- Born: December 29, 1985 (age 40) Victoria, British Columbia, Canada
- Genres: Jazz
- Occupations: Musician, composer, educator
- Instrument: Trumpet
- Label: Cellar Live

= Daniel Hersog =

Canadian jazz trumpeter

Daniel Hersog is a Canadian jazz trumpeter and band leader. He is a member of the faculty at Capilano University and the Vancouver Symphony Orchestra School of Music. Hersog graduated from Capilano University in 2007, and New England Conservatory in 2016.

Hersog's first album Night Devoid of Stars, featuring Noah Preminger and Frank Carlberg was released in 2020. His second album Open Spaces - Folk Songs Reimagined was released in 2023 and features Kurt Rosenwinkel, Dan Weiss, and Scott Robinson.

He has toured North America leading large ensembles featuring such notable musicians as Terry Clarke, Kevin Turcotte, Remy Le Boeuf, Brad Turner, Billy Buss, Stuart Mack, Jason Palmer, Kim Cass, and the Jaelem Bhate Jazz Orchestra.

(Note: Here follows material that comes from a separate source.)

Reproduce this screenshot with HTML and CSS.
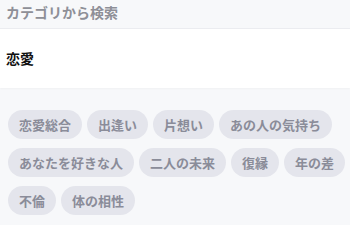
FILE: index.html
```html
<!DOCTYPE html>
<html lang="ja">
<head>
  <meta charset="UTF-8">
  <meta name="viewport" content="width=device-width, initial-scale=1.0">
  <title>カテゴリから検索</title>
  <link rel="stylesheet" href="styles.css">
</head>
<body>
  <div class="section-title">カテゴリから検索</div>

  <div class="category-row">恋愛</div>

  <div class="tag-list">
    <span class="tag">恋愛総合</span>
    <span class="tag">出逢い</span>
    <span class="tag">片想い</span>
    <span class="tag">あの人の気持ち</span>
    <span class="tag">あなたを好きな人</span>
    <span class="tag">二人の未来</span>
    <span class="tag">復縁</span>
    <span class="tag">年の差</span>
    <span class="tag">不倫</span>
    <span class="tag">体の相性</span>
  </div>
</body>
</html>
```

FILE: styles.css
```css
body {
  margin: 0;
  background-color: #f7f8fa;
  font-family: "Noto Sans CJK JP", "Noto Sans", sans-serif;
}

.section-title {
  height: 28px;
  line-height: 25px;
  padding: 0 6px;
  font-size: 14px;
  font-weight: bold;
  color: #8e8f97;
  border-bottom: 1px solid #ebecf0;
}

.category-row {
  height: 59px;
  line-height: 59px;
  padding: 0 6px;
  background-color: white;
  font-size: 14px;
  font-weight: bold;
  color: #111111;
  box-shadow: 0 1px 2px rgba(0, 0, 0, 0.03);
}

.tag-list {
  display: flex;
  flex-wrap: wrap;
  gap: 9px 5px;
  padding: 22px 4px 0 8px;
}

.tag {
  height: 29px;
  line-height: 29px;
  padding: 0 11px;
  border-radius: 15px;
  background-color: #e4e5ec;
  color: #8a8c99;
  font-size: 13px;
  font-weight: bold;
}
```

He is a recipient of the Gunther Schuller Medal, is an inductee to the Pi Kappa Lambda honors society, and has performed multiple times at the Vancouver International Jazz Festival.

== Discography ==

=== As leader ===

- 2020 - Night Devoid of Stars (Cellar Music) - Daniel Hersog Jazz Orchestra
- 2023 - Open Spaces - Folk Songs Reimagined (Cellar Music) - Daniel Hersog Jazz Orchestra

=== As sideperson ===

- 2018 - The Hurt of Happiness - Hey Ocean!